What inspired you to write about your book "99 THINGS YOU WISH YOU KNEW BEFORE®…CHOOSING ADOPTION"?

There are many myths and misunderstandings regarding adoption in the U.S. It’s gotten to the point where most adoptive families will at least consider international adoption before domestic adoption, for fear of being involved in some of the horror stories that come up from time to time.

We wrote “99 THINGS YOU WISH YOU KNEW BEFORE®…CHOOSING ADOPTION" to provide a light, easy to read and entertaining insight into the world of adoption, accessible to any and all who are interested in learning about the process. There is no other book on the market that is directed to potential birth mothers as well as prospective adoptive families.
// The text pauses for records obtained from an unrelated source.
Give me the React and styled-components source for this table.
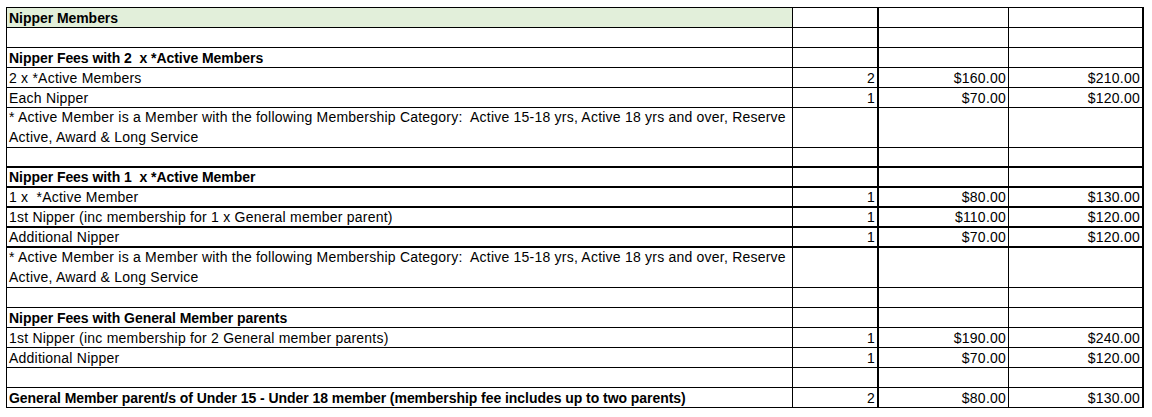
import React from 'react'
import styled, { createGlobalStyle } from 'styled-components'

const GlobalStyle = createGlobalStyle`
  html, body {
    margin: 0;
    padding: 0;
    background: #ffffff;
  }
  body {
    font-family: "Liberation Sans", Arial, sans-serif;
    color: #000000;
  }
`

const Page = styled.div`
  padding: 7px 0 0 6px;
`

const Sheet = styled.div`
  display: grid;
  grid-template-columns: 786px 86px 130px 135px;
  width: fit-content;
  border-top: 1px solid #000;
  border-left: 1px solid #000;
`

const Cell = styled.div`
  box-sizing: border-box;
  height: ${(p) => (p.tall ? 40 : 20)}px;
  border-bottom: ${(p) => (p.thick ? 2 : 1)}px solid #000;
  border-right: ${(p) => (p.heavyRight ? 2 : 1)}px solid #000;
  background: ${(p) => (p.green ? '#e2efda' : '#ffffff')};
  display: flex;
  flex-direction: column;
  justify-content: flex-end;
  align-items: ${(p) => (p.num ? 'flex-end' : 'flex-start')};
  padding: 0 2px 0 2px;
  font-size: 14px;
  letter-spacing: ${(p) => (p.bold ? '-0.05px' : '0.22px')};
  line-height: 18px;
  font-weight: ${(p) => (p.bold ? 700 : 400)};
  white-space: pre;
  overflow: hidden;
`

const Line = styled.span`
  display: block;
  height: 20px;
  line-height: 19px;
`

const rows = [
  { label: 'Nipper Members', bold: true, green: true },
  { label: '' },
  { label: 'Nipper Fees with 2  x *Active Members', bold: true },
  { label: '2 x *Active Members', qty: '2', a: '$160.00', b: '$210.00' },
  { label: 'Each Nipper', qty: '1', a: '$70.00', b: '$120.00' },
  { note: true },
  { label: '', thick: true },
  { label: 'Nipper Fees with 1  x *Active Member', bold: true, thick: true },
  { label: '1 x  *Active Member', qty: '1', a: '$80.00', b: '$130.00', thick: true },
  { label: '1st Nipper (inc membership for 1 x General member parent)', qty: '1', a: '$110.00', b: '$120.00', thick: true },
  { label: 'Additional Nipper', qty: '1', a: '$70.00', b: '$120.00', thick: true },
  { note: true },
  { label: '' },
  { label: 'Nipper Fees with General Member parents', bold: true },
  { label: '1st Nipper (inc membership for 2 General member parents)', qty: '1', a: '$190.00', b: '$240.00' },
  { label: 'Additional Nipper', qty: '1', a: '$70.00', b: '$120.00' },
  { label: '' },
  {
    label: 'General Member parent/s of Under 15 - Under 18 member (membership fee includes up to two parents)',
    bold: true,
    qty: '2',
    a: '$80.00',
    b: '$130.00',
  },
]

const Note = () => (
  <>
    <Line>* Active Member is a Member with the following Membership Category:  Active 15-18 yrs, Active 18 yrs and over, Reserve</Line>
    <Line>Active, Award &amp; Long Service</Line>
  </>
)

export default function App() {
  return (
    <Page>
      <GlobalStyle />
      <Sheet>
        {rows.map((r, i) => (
          <React.Fragment key={i}>
            <Cell tall={r.note} thick={r.thick} green={r.green} bold={r.bold}>
              {r.note ? <Note /> : r.label}
            </Cell>
            <Cell tall={r.note} thick={r.thick} num heavyRight>
              {r.qty}
            </Cell>
            <Cell tall={r.note} thick={r.thick} num>
              {r.a}
            </Cell>
            <Cell tall={r.note} thick={r.thick} num heavyRight>
              {r.b}
            </Cell>
          </React.Fragment>
        ))}
      </Sheet>
    </Page>
  )
}
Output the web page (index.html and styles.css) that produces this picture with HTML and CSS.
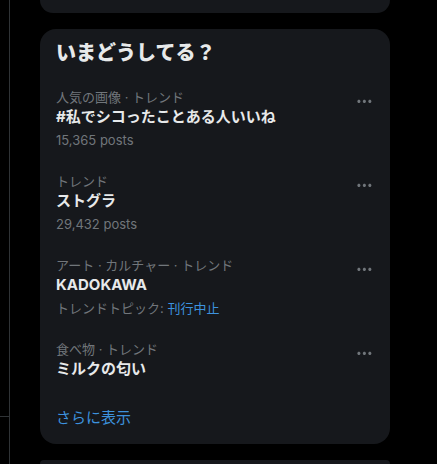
FILE: index.html
```html
<!DOCTYPE html>
<html lang="ja">
<head>
<meta charset="utf-8">
<link rel="stylesheet" href="styles.css">
</head>
<body>
<div class="page">
  <div class="rail"><div class="rail-top"></div></div>
  <div class="side">
    <div class="card stub"></div>
    <section class="card">
      <h2 class="card-title">いまどうしてる？</h2>
      <div class="trend">
        <div class="trend-body">
          <div class="meta">人気の画像 · トレンド</div>
          <div class="name">#私でシコったことある人いいね</div>
          <div class="sub">15,365 posts</div>
        </div>
        <svg class="more" viewBox="0 0 24 24"><path d="M3 12c0-1.1.9-2 2-2s2 .9 2 2-.9 2-2 2-2-.9-2-2zm9 2c1.1 0 2-.9 2-2s-.9-2-2-2-2 .9-2 2 .9 2 2 2zm7 0c1.1 0 2-.9 2-2s-.9-2-2-2-2 .9-2 2 .9 2 2 2z"/></svg>
      </div>
      <div class="trend">
        <div class="trend-body">
          <div class="meta">トレンド</div>
          <div class="name">ストグラ</div>
          <div class="sub">29,432 posts</div>
        </div>
        <svg class="more" viewBox="0 0 24 24"><path d="M3 12c0-1.1.9-2 2-2s2 .9 2 2-.9 2-2 2-2-.9-2-2zm9 2c1.1 0 2-.9 2-2s-.9-2-2-2-2 .9-2 2 .9 2 2 2zm7 0c1.1 0 2-.9 2-2s-.9-2-2-2-2 .9-2 2 .9 2 2 2z"/></svg>
      </div>
      <div class="trend">
        <div class="trend-body">
          <div class="meta">アート · カルチャー · トレンド</div>
          <div class="name">KADOKAWA</div>
          <div class="sub">トレンドトピック: <span class="link">刊行中止</span></div>
        </div>
        <svg class="more" viewBox="0 0 24 24"><path d="M3 12c0-1.1.9-2 2-2s2 .9 2 2-.9 2-2 2-2-.9-2-2zm9 2c1.1 0 2-.9 2-2s-.9-2-2-2-2 .9-2 2 .9 2 2 2zm7 0c1.1 0 2-.9 2-2s-.9-2-2-2-2 .9-2 2 .9 2 2 2z"/></svg>
      </div>
      <div class="trend">
        <div class="trend-body">
          <div class="meta">食べ物 · トレンド</div>
          <div class="name">ミルクの匂い</div>
        </div>
        <svg class="more" viewBox="0 0 24 24"><path d="M3 12c0-1.1.9-2 2-2s2 .9 2 2-.9 2-2 2-2-.9-2-2zm9 2c1.1 0 2-.9 2-2s-.9-2-2-2-2 .9-2 2 .9 2 2 2zm7 0c1.1 0 2-.9 2-2s-.9-2-2-2-2 .9-2 2 .9 2 2 2z"/></svg>
      </div>
      <div class="show-more">さらに表示</div>
    </section>
    <div class="card next"></div>
  </div>
</div>
</body>
</html>
```

FILE: styles.css
```css
* { box-sizing: border-box; }
html, body {
  margin: 0;
  padding: 0;
  background: #000;
  height: 100%;
  overflow: hidden;
}
body {
  font-family: Inter, "Noto Sans CJK JP", sans-serif;
  color: #e7e9ea;
}
.page {
  display: flex;
  height: 464px;
  overflow: hidden;
}
.rail {
  width: 10px;
  flex: none;
  border-right: 1px solid #2f3336;
}
.rail-top {
  height: 417px;
  border-bottom: 1px solid #2f3336;
}
.side {
  margin-left: 30px;
  width: 350px;
  display: flex;
  flex-direction: column;
  gap: 16px;
}
.card {
  background: #16181c;
  border-radius: 16px;
  flex: none;
}
.stub {
  height: 13px;
  border-radius: 0 0 16px 16px;
}
.next {
  flex: 1 1 auto;
  min-height: 0;
  border-radius: 16px 16px 0 0;
}
.card-title {
  margin: 0;
  padding: 12px 16px;
  font-size: 20px;
  line-height: 24px;
  font-weight: 800;
  color: #e7e9ea;
}
.trend {
  display: flex;
  align-items: flex-start;
  padding: 12px 16px 13px;
}
.trend-body {
  flex: 1;
  min-width: 0;
}
.meta {
  font-size: 13px;
  line-height: 16px;
  color: #71767b;
}
.name {
  margin-top: 2px;
  font-size: 15px;
  line-height: 20px;
  font-weight: 700;
  color: #e7e9ea;
}
.sub {
  margin-top: 5px;
  font-size: 13px;
  line-height: 16px;
  color: #71767b;
}
.link {
  color: #3d92de;
}
.more {
  width: 18.75px;
  height: 18.75px;
  margin-top: 2.5px;
  fill: #71767b;
  flex: none;
}
.show-more {
  padding: 16px;
  font-size: 15px;
  line-height: 20px;
  color: #3d92de;
}
```
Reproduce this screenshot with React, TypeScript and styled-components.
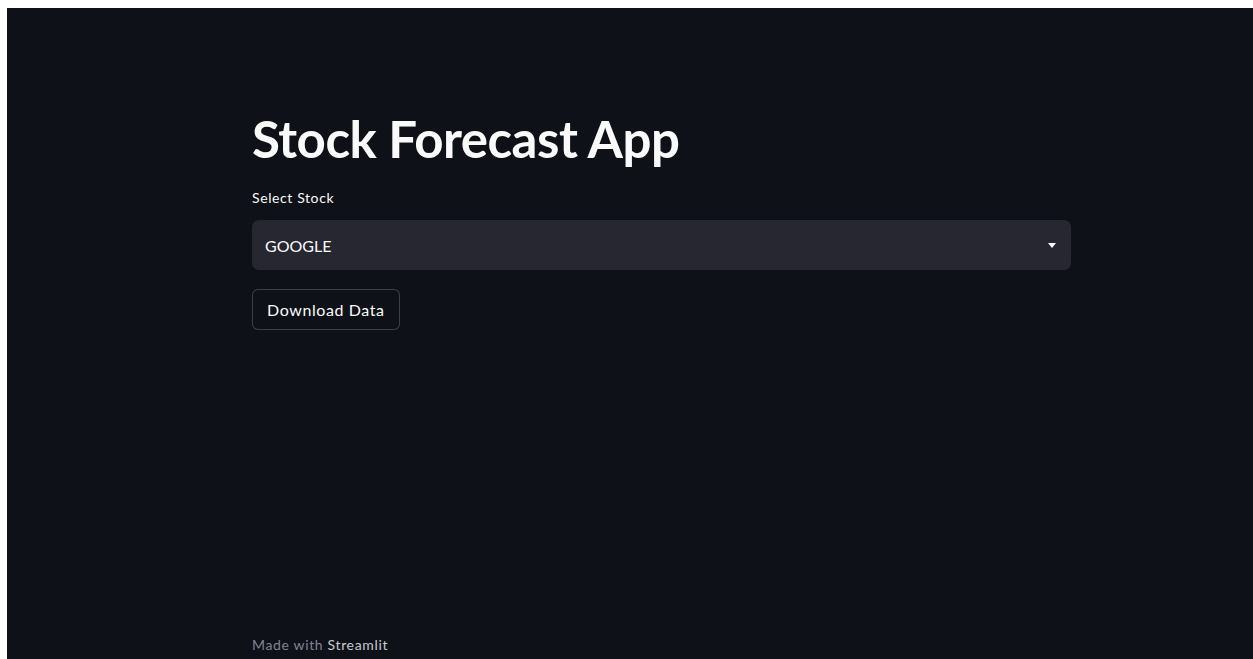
import React from "react";
import styled, { createGlobalStyle } from "styled-components";

const Global = createGlobalStyle`
  html, body {
    margin: 0;
    padding: 0;
    background: #ffffff;
    overflow: hidden;
  }
  body {
    padding: 8px 0 0 7px;
  }
`;

const Page = styled.div`
  width: calc(100vw - 7px);
  height: calc(100vh - 8px);
  background: #0e1117;
  color: #fafafa;
  font-family: Lato, "Noto Sans", sans-serif;
  display: flex;
  flex-direction: column;
  box-sizing: border-box;
`;

const Main = styled.main`
  flex: 1;
  width: 819px;
  margin-left: 245px;
  padding-top: 97px;
  display: flex;
  flex-direction: column;
`;

const Title = styled.h1`
  margin: 0;
  font-size: 51px;
  font-weight: 700;
  line-height: 68px;
  letter-spacing: -0.5px;
  color: #fafafa;
`;

const Label = styled.label`
  margin-top: 15px;
  font-size: 14px;
  line-height: 20px;
  letter-spacing: 0.6px;
  color: #fafafa;
`;

const Select = styled.div`
  margin-top: 12px;
  height: 50px;
  border-radius: 7px;
  background: #262730;
  display: flex;
  align-items: center;
  justify-content: space-between;
  padding: 0 15px 0 13px;
  font-size: 16px;
  color: #fafafa;
`;

const Caret = styled.svg`
  width: 8px;
  height: 5px;
  fill: #fafafa;
`;

const Button = styled.button`
  margin-top: 19px;
  align-self: flex-start;
  height: 41px;
  padding: 0 14px;
  border: 1px solid rgba(250, 250, 250, 0.2);
  border-radius: 6px;
  background: #0e1117;
  color: #fafafa;
  font-family: inherit;
  font-size: 16px;
  letter-spacing: 0.6px;
`;

const Footer = styled.footer`
  margin-left: 245px;
  padding-bottom: 6px;
  font-size: 14px;
  letter-spacing: 0.65px;
  color: #808495;
`;

const Brand = styled.span`
  color: #c7c9d1;
`;

export default function App() {
  return (
    <>
      <Global />
      <Page>
        <Main>
          <Title>Stock Forecast App</Title>
          <Label>Select Stock</Label>
          <Select>
            <span>GOOGLE</span>
            <Caret viewBox="0 0 8 5">
              <path d="M0 0h8L4 5z" />
            </Caret>
          </Select>
          <Button>Download Data</Button>
        </Main>
        <Footer>
          Made with <Brand>Streamlit</Brand>
        </Footer>
      </Page>
    </>
  );
}
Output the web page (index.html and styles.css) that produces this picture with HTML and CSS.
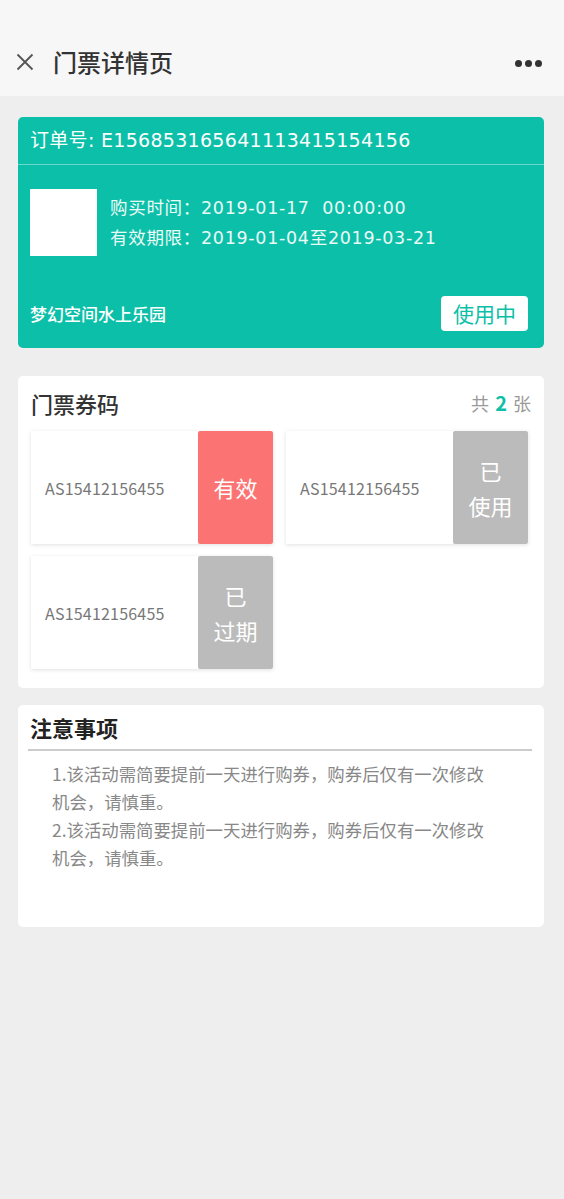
FILE: index.html
```html
<!DOCTYPE html>
<html lang="zh-CN">
<head>
<meta charset="utf-8">
<title>门票详情页</title>
<link rel="stylesheet" href="styles.css">
</head>
<body>
<header class="nav">
  <div class="nav-left">
    <svg class="close" width="18" height="18" viewBox="0 0 18 18"><path d="M1.5 1.5 L16.5 16.5 M16.5 1.5 L1.5 16.5" stroke="#555" stroke-width="1.8" fill="none"/></svg>
    <span class="nav-title">门票详情页</span>
  </div>
  <div class="more"><i></i><i></i><i></i></div>
</header>

<main class="page">
  <section class="order">
    <div class="order-head">订单号: E156853165641113415154156</div>
    <div class="order-body">
      <div class="order-info">
        <div class="thumb"></div>
        <div class="order-lines">
          <p>购买时间：2019-01-17&nbsp;&nbsp;00:00:00</p>
          <p>有效期限：2019-01-04至2019-03-21</p>
        </div>
      </div>
      <div class="order-foot">
        <span class="park">梦幻空间水上乐园</span>
        <span class="state">使用中</span>
      </div>
    </div>
  </section>

  <section class="card codes">
    <div class="codes-head">
      <h2 class="card-title">门票券码</h2>
      <span class="count">共 <b>2</b> 张</span>
    </div>
    <div class="ticket-grid">
      <div class="ticket">
        <span class="code">AS15412156455</span>
        <span class="status valid">有效</span>
      </div>
      <div class="ticket">
        <span class="code">AS15412156455</span>
        <span class="status gray">已<br>使用</span>
      </div>
      <div class="ticket">
        <span class="code">AS15412156455</span>
        <span class="status gray">已<br>过期</span>
      </div>
    </div>
  </section>

  <section class="card notes">
    <h2 class="card-title notes-title">注意事项</h2>
    <div class="notes-body">
      <p>1.该活动需简要提前一天进行购券，购券后仅有一次修改机会，请慎重。</p>
      <p>2.该活动需简要提前一天进行购券，购券后仅有一次修改机会，请慎重。</p>
    </div>
  </section>
</main>
</body>
</html>
```

FILE: styles.css
```css
* { box-sizing: border-box; }
html, body { margin: 0; padding: 0; }
body {
  background: #eeeeee;
  font-family: "Noto Sans CJK SC", "Noto Sans", sans-serif;
  width: 564px;
  min-height: 1199px;
}
p, h2 { margin: 0; }

.nav {
  height: 96px;
  background: #f7f7f7;
  display: flex;
  align-items: center;
  justify-content: space-between;
  padding: 28px 22px 0 16px;
}
.nav-left { display: flex; align-items: center; }
.close { display: block; margin-right: 19px; }
.nav-title { font-size: 24px; color: #333; line-height: 30px; font-weight: 500; }
.more { display: flex; gap: 3px; padding-top: 2px; }
.more i { width: 7px; height: 7px; border-radius: 50%; background: #333; display: block; }

.page { padding: 21px 20px 0 18px; }

.order {
  background: #0cbfa8;
  border-radius: 5px;
  color: #fff;
}
.order-head {
  height: 48px;
  line-height: 47px;
  padding-left: 12px;
  font-family: "DejaVu Sans", "Noto Sans CJK SC", sans-serif;
  font-size: 19px;
  letter-spacing: 0.3px;
  border-bottom: 1px solid #6ad9ca;
}
.order-body { padding: 24px 16px 17px 12px; }
.order-info { display: flex; align-items: flex-start; }
.thumb { width: 67px; height: 67px; background: #fff; margin-right: 13px; }
.order-lines { padding-top: 4px; }
.order-lines p {
  font-family: "DejaVu Sans", "Noto Sans CJK SC", sans-serif;
  font-size: 17.5px;
  line-height: 30px;
  color: #eafaf7;
  letter-spacing: 0.7px;
}
.order-foot {
  display: flex;
  justify-content: space-between;
  align-items: center;
  margin-top: 40px;
}
.park { font-size: 17px; font-weight: 500; }
.state {
  background: #fff;
  color: #0cbfa8;
  border-radius: 4px;
  font-size: 21px;
  line-height: 35px;
  padding: 0 12px;
}

.card {
  background: #fff;
  border-radius: 5px;
}
.codes { margin-top: 28px; padding: 10px 16px 19px 13px; }
.codes-head {
  display: flex;
  justify-content: space-between;
  align-items: center;
  height: 33px;
  margin-bottom: 12px;
}
.card-title { font-size: 22px; font-weight: 500; color: #333; }
.count { font-size: 18px; color: #999; margin-right: -3px; }
.count b { color: #0cbfa8; font-weight: 600; font-size: 20px; margin: 0 2px; }

.ticket-grid {
  display: grid;
  grid-template-columns: 242px 242px;
  column-gap: 13px;
  row-gap: 12px;
}
.ticket {
  height: 113px;
  display: flex;
  background: #fff;
  box-shadow: 0 1px 4px rgba(0,0,0,0.12);
}
.code {
  flex: 1;
  display: flex;
  align-items: center;
  padding-left: 14px;
  font-size: 16px;
  color: #777;
  letter-spacing: 0.2px;
}
.status {
  width: 75px;
  display: flex;
  align-items: center;
  justify-content: center;
  text-align: center;
  color: #fff;
  font-size: 22px;
  line-height: 35px;
  border-radius: 2px;
}
.status.valid { background: #fc7373; }
.status.gray { background: #bbbbbb; }

.notes { margin-top: 17px; padding: 6px 12px 55px 10px; }
.notes-title {
  line-height: 32px;
  color: #222;
  font-weight: 600;
  padding-left: 2px;
  padding-bottom: 6px;
  border-bottom: 2px solid #cccccc;
}
.notes-body {
  padding: 9px 0 0 24px;
  width: 462px;
}
.notes-body p { font-size: 17.4px; line-height: 28px; color: #888; }
```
It’s just not out there. And, at only $2.99 for the download, we are clearly putting our financial interests on the back-burner in favor of spreading this message far and wide!


What are the myths about adoption? Based on your professional views, how do you think is the way(s) to bust them?

Adoption has always been veiled in secrecy, and little has been done to address the myths that have been perpetuated for a hundred years. For example, many couples come to us expecting to hear that there is a 5+ year wait for babies to adopt. That is preposterous. Birth mothers often think that in the future the baby/child/adult will hate them and think that she gave the child away because she didn’t want it. 99.9% of the time that couldn’t be further from the truth! All of these issues are addressed in the book.

Will you encourage closed adoption or open adoption? Why?

“Open” and “closed” adoption mean different things to different people. I would never purport to encourage either, only because it’s such a personal issue between the adoptive parents and birth parents. There are many social, moral and other factors involved, and what’s right for situation #1 might be the direct opposite of what’s right for situation #2! This issue is thoroughly addressed in the book.

If you have to present internationally "What They Don't Tell You About Adoption?", what will be the essential pointers?

Essentially, the top three points would be as follows:

1. Adoption is not always easy, but it doesn’t HAVE to be hard!
2. Birth mothers are not, generally speaking, the unwed 15 year olds that everyone expects them to be.
3. After adoption comes parenthood, which is more challenging and rewarding than any adoption I’ve ever done!